We had an interesting support issue within our own network on New Year’s Eve. The developer in charge tells his story below:
Right after 1:00am CET, I started to receive notifications that the Resource Limit matched the network for an average load >10. First I thought it was a scheduled task, but quickly realized that nothing that “heavy” would be scheduled at midnight (GMT). So I decided to stop watching my boring movie and look into what was going on.
I found a lot of failed calls with the same reason – that CAC was exceeded. I also realized that there were a lot of calls, even though it was New Year’s Eve and most of our customers businesses were closed for the holidays.
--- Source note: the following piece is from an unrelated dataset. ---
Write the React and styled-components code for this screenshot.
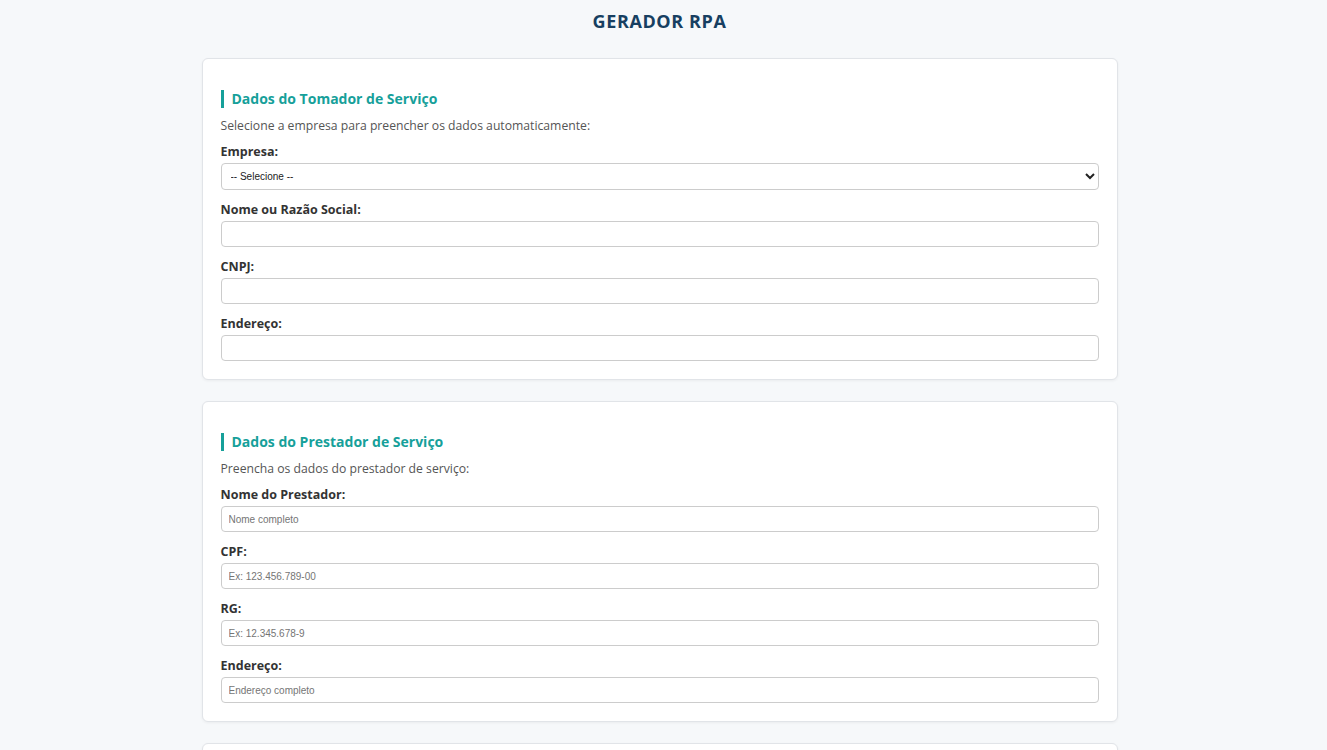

The top command showed all FreeSWITCHES processes and mysqld had >100% CPU usage. It was a mystery because there were no hard SQL queries and even FreeSWITCH had zero calls and the CPU was >100%.
First, I restarted the FreeSWITCHES one-by-one and tried different switches for the RT clock and clock sync. Nothing helped. FreeSWITCH compiled 2 years ago and nothing changed. How had it passed last New Year’s Eve?
The reason that FreeSWITCH was rejecting calls was a constraint that the minimum idle CPU must be 5% to ensure transcoding quality. I decided to disable this and left 3 FreeSWITCHES working to keep the load less and allow calls to pass. FreeSWITCH would occupy 3 cores and have room for calls. I tried several calls and had no problem with quality. It seemed that would be enough while I tried to find the problem and solve it.
This is how it looked in the morning when I finally had to get sleep, unable to solve the problem.
Later that day I decided to try a new FreeSWITCH 1.6 and 1.8. I compiled, prepared, and tried, but it did not help. The CPU usage was >100% again. Then I compiled a debug version and added it as the fourth FreeSWITCH in production to get the core dump and figure out why the idle FreeSWITCH was eating the CPU. I realized that FreeSWITCH had a problem with timers. I tried a different one, but it did not work. There were problems with the nanosleep function in FreeSWITCH, but it was fixed already. Somehow FreeSWITCH squeezed time and jumped into a loop.
Then I checked the time on the host, it was correct. Even /proc/interrupts looked correct.
My last option was to try adjusting the time on the host and sync with NTP. Restarting the ntp-client failed. Fortunately it was a problem with the DNS. Actually, the host was unable to access our local DNS resolver. I changed it temporarily to an external nameserver to resolve the NTP server and correct the time.
At the same moment when the NTP finished syncing, all processes went back to <5% CPU usage.
I realized that it was a problem with the leap second bug on an old kernel and it affected FreeSWITCH and MySQL, but it was corrected with NTP when NTP synced the time.